Contrairement à ce qu’on pourrait penser, les régimes anti démocratiques sont toujours attentifs aux marques de solidarité internationale avec leurs victimes. Il y a une pétition en ligne :

http://danactu-resistance.over-blog.com/2016/08/petition-pour-la-liberation-de-la-romanciere-turque-asli-erdogan.html

Allez, signez-la, ça sera utile. J’espère que le cœur vous en dira. La vérité et la beauté, si ça vous dit quelque chose, faites quelque chose pour elles. À votre bon cœur Messieurs Dames ! La justice viendra sur vos pas triomphant.


Asli ERDOGAN

Le Monde 30 octobre 2016.

Salutations d’une écrivaine, Asli Erdogan, actuellement incarcérée à la prison pour femmes de Bakirköy, située, symboliquement, entre un asile psychiatrique et un ancien hôpital pour lépreux. J’espère que ma voix vous parviendra, à travers ces murs épais, impénétrables, historiquement construits contre  » les Autres « .  » La beauté est vérité, la vérité beauté. «  Me voilà aujourd’hui en prison pour avoir cru à des mots tels que  » vérité  » et  » paix « . Mais il est de mon devoir de rendre leur sens à ces mots ou de trouver les mots qui exprimeront leur sens.

J’ai écrit huit livres, traduits en plus d’une dizaine de langues et, à 50 ans, je me retrouve, parmi une centaine de journalistes, accusée de  » terrorisme  » et arrêtée. Simplement parce que je suis membre du  » conseil consultatif  » du journal Özgün Güden – un quotidien qui soutient les revendications des Kurdes – , et alors même que la loi sur la presse pose que les conseillers n’ont aucune responsabilité légale.

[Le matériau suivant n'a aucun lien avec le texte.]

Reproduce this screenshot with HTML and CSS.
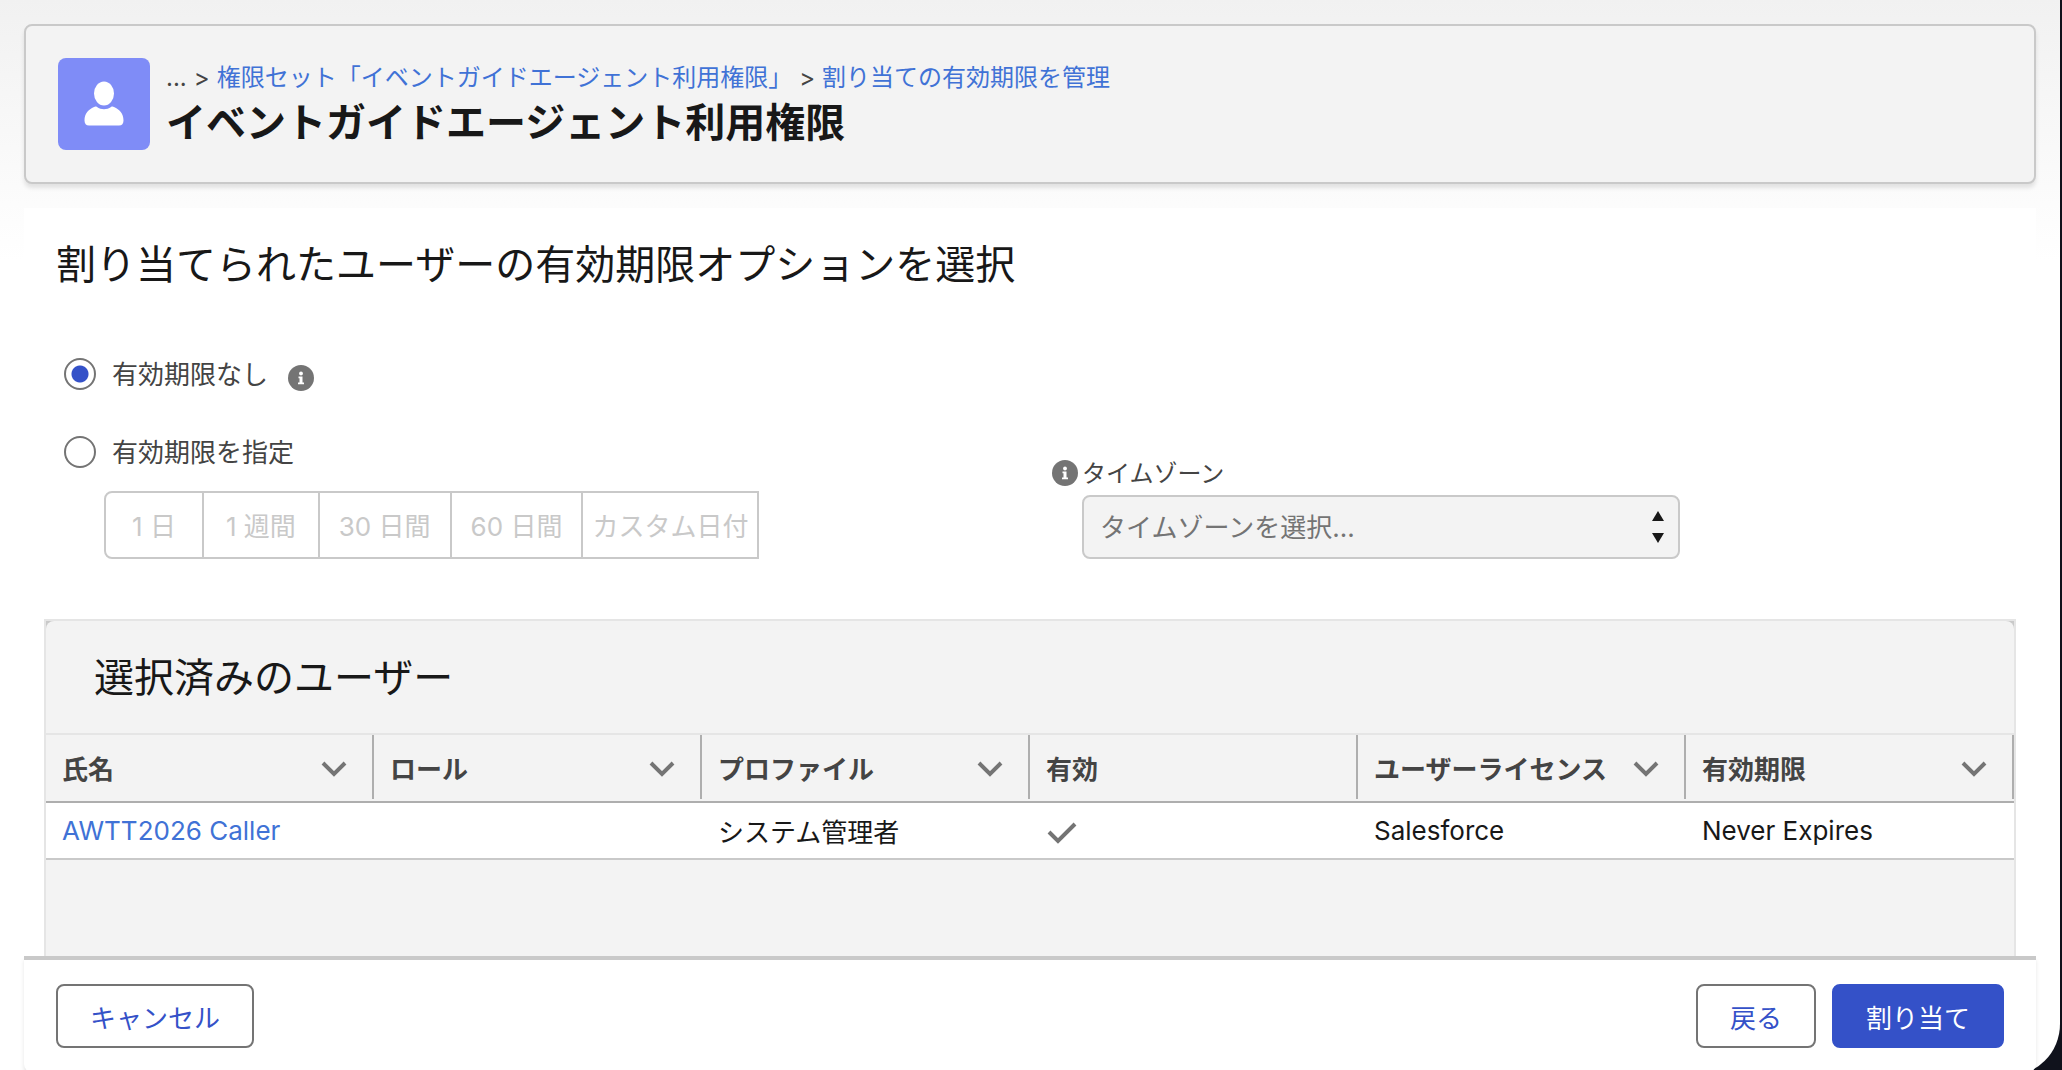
FILE: index.html
```html
<!DOCTYPE html>
<html lang="ja">
<head>
    <meta charset="UTF-8">
    <title>割り当ての有効期限を管理</title>
    <link rel="stylesheet" href="styles.css">
</head>
<body>
    <div class="window">
        <header class="page-header">
            <div class="header-icon">
                <svg width="40" height="46" viewBox="0 0 40 46" fill="#fff">
                    <ellipse cx="20" cy="12.5" rx="10" ry="12"/>
                    <path d="M13 26c2 1.500 4.500 2.200 7 2.200s5-.7 7-2.200c1-.7 2-.6 3 0 5.500 2.400 9.500 6.500 9.500 13.500 0 3-1.500 5-4.500 5H5c-3 0-4.500-2-4.500-5C.5 32.500 4.500 28.400 10 26c1-.6 2-.7 3 0z"/>
                </svg>
            </div>
            <div class="header-text">
                <nav class="breadcrumb">
                    <span>...</span>
                    <span>&gt;</span>
                    <a href="#">権限セット「イベントガイドエージェント利用権限」</a>
                    <span>&gt;</span>
                    <a href="#">割り当ての有効期限を管理</a>
                </nav>
                <h1>イベントガイドエージェント利用権限</h1>
            </div>
        </header>

        <main>
            <h2 class="section-title">割り当てられたユーザーの有効期限オプションを選択</h2>

            <form class="options">
                <div class="expiration">
                    <div class="radio-row">
                        <input type="radio" id="noExpiration" name="expiration" checked>
                        <label for="noExpiration">有効期限なし</label>
                        <svg class="info" viewBox="0 0 26 26">
                            <circle cx="13" cy="13" r="13" fill="#747474"/>
                            <circle cx="13" cy="8.500" r="1.900" fill="#fff"/>
                            <path d="M10.500 11.500h4v6h1.500v1.800h-6v-1.800h1.500v-4.200h-1z" fill="#fff"/>
                        </svg>
                    </div>
                    <div class="radio-row">
                        <input type="radio" id="setExpiration" name="expiration">
                        <label for="setExpiration">有効期限を指定</label>
                    </div>
                    <div class="button-group">
                        <button type="button" class="day" disabled>1 日</button>
                        <button type="button" class="week" disabled>1 週間</button>
                        <button type="button" disabled>30 日間</button>
                        <button type="button" disabled>60 日間</button>
                        <button type="button" class="custom" disabled>カスタム日付</button>
                    </div>
                </div>

                <div class="timezone">
                    <div class="timezone-label">
                        <svg class="info" viewBox="0 0 26 26">
                            <circle cx="13" cy="13" r="13" fill="#747474"/>
                            <circle cx="13" cy="8.500" r="1.900" fill="#fff"/>
                            <path d="M10.500 11.500h4v6h1.500v1.800h-6v-1.800h1.500v-4.200h-1z" fill="#fff"/>
                        </svg>
                        <label for="timezone">タイムゾーン</label>
                    </div>
                    <div class="select-wrap">
                        <select id="timezone" disabled>
                            <option>タイムゾーンを選択...</option>
                        </select>
                        <svg class="select-arrows" width="12" height="32" viewBox="0 0 12 32" fill="#181818">
                            <path d="M6 0l6 10H0z"/>
                            <path d="M6 32l6-10H0z"/>
                        </svg>
                    </div>
                </div>
            </form>

            <section class="users">
                <h2 class="users-title">選択済みのユーザー</h2>
                <table>
                    <thead>
                        <tr>
                            <th><div class="head-cell">氏名<svg class="chevron" viewBox="0 0 26 16"><path d="M2 2l11 11L24 2"/></svg></div></th>
                            <th><div class="head-cell">ロール<svg class="chevron" viewBox="0 0 26 16"><path d="M2 2l11 11L24 2"/></svg></div></th>
                            <th><div class="head-cell">プロファイル<svg class="chevron" viewBox="0 0 26 16"><path d="M2 2l11 11L24 2"/></svg></div></th>
                            <th><div class="head-cell">有効</div></th>
                            <th><div class="head-cell">ユーザーライセンス<svg class="chevron" viewBox="0 0 26 16"><path d="M2 2l11 11L24 2"/></svg></div></th>
                            <th><div class="head-cell">有効期限<svg class="chevron" viewBox="0 0 26 16"><path d="M2 2l11 11L24 2"/></svg></div></th>
                        </tr>
                    </thead>
                    <tbody>
                        <tr>
                            <td><a href="#">AWTT2026 Caller</a></td>
                            <td></td>
                            <td>システム管理者</td>
                            <td><svg class="check" viewBox="0 0 32 22"><path d="M3 10l9 9L29 2"/></svg></td>
                            <td>Salesforce</td>
                            <td>Never Expires</td>
                        </tr>
                    </tbody>
                </table>
                <div class="users-empty"></div>
            </section>
        </main>

        <footer>
            <button type="button" class="btn">キャンセル</button>
            <div class="footer-right">
                <button type="button" class="btn">戻る</button>
                <button type="button" class="btn brand">割り当て</button>
            </div>
        </footer>
    </div>
</body>
</html>
```

FILE: styles.css
```css
* {box-sizing: border-box}
body {
    margin: 0;
    height: 100vh;
    overflow: hidden;
    background-color: #10121c;
    color: #181818;
    font-family: Inter, "Noto Sans CJK JP", sans-serif;
    font-size: 26px;
}
a {
    color: #4072d6;
    text-decoration: none;
}
h1, h2 {
    margin: 0;
    font-size: 40px;
}
button, select {
    font-family: inherit;
    font-size: 26px;
}
.window {
    display: flex;
    flex-direction: column;
    height: calc(100vh + 6px);
    margin-right: 2px;
    padding: 24px 24px 4px;
    border-bottom-right-radius: 52px;
    background: linear-gradient(#f1f1f1, #fff 260px);
}

/* Header */
.page-header {
    display: flex;
    gap: 16px;
    padding: 32px;
    border: 2px solid #c9c9c9;
    border-radius: 8px;
    background-color: #f3f3f3;
    box-shadow: 0 4px 4px rgba(0,0,0,0.1);
}
.header-icon {
    display: flex;
    align-items: center;
    justify-content: center;
    width: 92px;
    height: 92px;
    border-radius: 8px;
    background-color: #7f8cf7;
}
.breadcrumb {
    display: flex;
    gap: 7px;
    font-size: 24px;
    line-height: 40px;
    color: #444;
}
.page-header h1 {
    line-height: 50px;
}

/* Options */
main {
    flex: 1;
    display: flex;
    flex-direction: column;
    min-height: 0;
    margin-top: 24px;
    padding: 32px 20px 0;
    background-color: #fff;
}
.section-title {
    padding-left: 12px;
    font-weight: 400;
    line-height: 50px;
}
.options {
    display: grid;
    grid-template-columns: 1fr 1fr;
    align-items: end;
    padding: 68px 0 60px;
}
.radio-row {
    display: flex;
    align-items: center;
    gap: 16px;
    height: 32px;
    margin-bottom: 46px;
    padding-left: 20px;
    color: #444;
}
.radio-row + .radio-row {
    margin-bottom: 23px;
}
.options label {
    padding-bottom: 4px;
}
.radio-row input {
    appearance: none;
    width: 32px;
    height: 32px;
    margin: 0;
    border: 2px solid #747474;
    border-radius: 50%;
    background-color: #fff;
}
.radio-row input:checked {
    background: radial-gradient(circle, #3451c8 8px, #fff 9px);
}
.info {
    flex: none;
    width: 26px;
    height: 26px;
}
.radio-row .info {
    margin: 8px 0 0 4px;
}
.button-group {
    display: flex;
    margin-left: 60px;
}
.button-group button {
    height: 68px;
    margin-left: -2px;
    padding: 0 19px 2px;
    border: 2px solid #c9c9c9;
    background-color: #fff;
    color: #c9c9c9;
}
.button-group .day {
    margin-left: 0;
    padding: 0 26px 2px;
    border-radius: 8px 0 0 8px;
}
.button-group .week {
    padding: 0 22px 2px;
}
.button-group .custom {
    padding: 0 9px 2px;
}
.timezone {
    padding-left: 52px;
}
.timezone-label {
    display: flex;
    align-items: center;
    gap: 4px;
    height: 44px;
    margin-left: -30px;
    font-size: 24px;
    color: #444;
}
.select-wrap {
    position: relative;
    max-width: 598px;
}
.select-wrap select {
    appearance: none;
    display: block;
    width: 100%;
    height: 64px;
    padding: 0 16px;
    border: 2px solid #c9c9c9;
    border-radius: 8px;
    background-color: #f3f3f3;
    color: #747474;
    opacity: 1;
}
.select-arrows {
    position: absolute;
    top: 16px;
    right: 16px;
}

/* Selected users */
.users {
    flex: 1;
    display: flex;
    flex-direction: column;
    border: 2px solid #e5e5e5;
    border-bottom: none;
    background-color: #c9c9c9;
}
.users-title {
    padding: 32px 48px 30px;
    border-radius: 8px 8px 0 0;
    background-color: #f3f3f3;
    font-weight: 400;
    line-height: 50px;
}
table {
    width: 100%;
    table-layout: fixed;
    border-spacing: 0;
    border-top: 2px solid #e5e5e5;
    background-color: #fff;
}
th {
    padding: 0 0 2px;
    border-bottom: 2px solid #aeaeae;
    background-color: #f3f3f3;
    color: #444;
}
.head-cell {
    display: flex;
    align-items: center;
    justify-content: space-between;
    height: 64px;
    padding: 0 25px 0 16px;
    border-right: 2px solid #aeaeae;
    white-space: nowrap;
}
.chevron, .check {
    fill: none;
    stroke: #747474;
    stroke-width: 4;
}
.chevron {
    width: 26px;
    height: 16px;
    margin-top: 4px;
}
td {
    height: 57px;
    padding: 0 16px;
    border-bottom: 2px solid #c9c9c9;
}
.check {
    display: block;
    width: 32px;
    height: 22px;
    margin-top: 4px;
}
.users-empty {
    flex: 1;
    background-color: #f3f3f3;
}

/* Footer */
footer {
    display: flex;
    justify-content: space-between;
    padding: 24px 32px;
    border-top: 4px solid #c9c9c9;
    border-radius: 0 0 8px 8px;
    background-color: #fff;
    box-shadow: 0 4px 4px rgba(0,0,0,0.1);
}
.footer-right {
    display: flex;
    gap: 16px;
}
.btn {
    height: 64px;
    padding: 0 32px;
    border: 2px solid #747474;
    border-radius: 8px;
    background-color: #fff;
    color: #3451c8;
    cursor: pointer;
}
.btn.brand {
    border-color: #3451c8;
    background-color: #3451c8;
    color: #fff;
}
```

C’est une longue tradition, dans mon pays, que d’essayer de monopoliser la vérité : plus de 140 écrivains ont été emprisonnés et 136 journalistes assassinés. Nous, les écrivains réduits au silence, savons bien que la liberté d’expression est profondément liée à un mot, le plus important de tous : vie. À ce moment précis, le seul lien qui nous rattache à la vie est votre solidarité.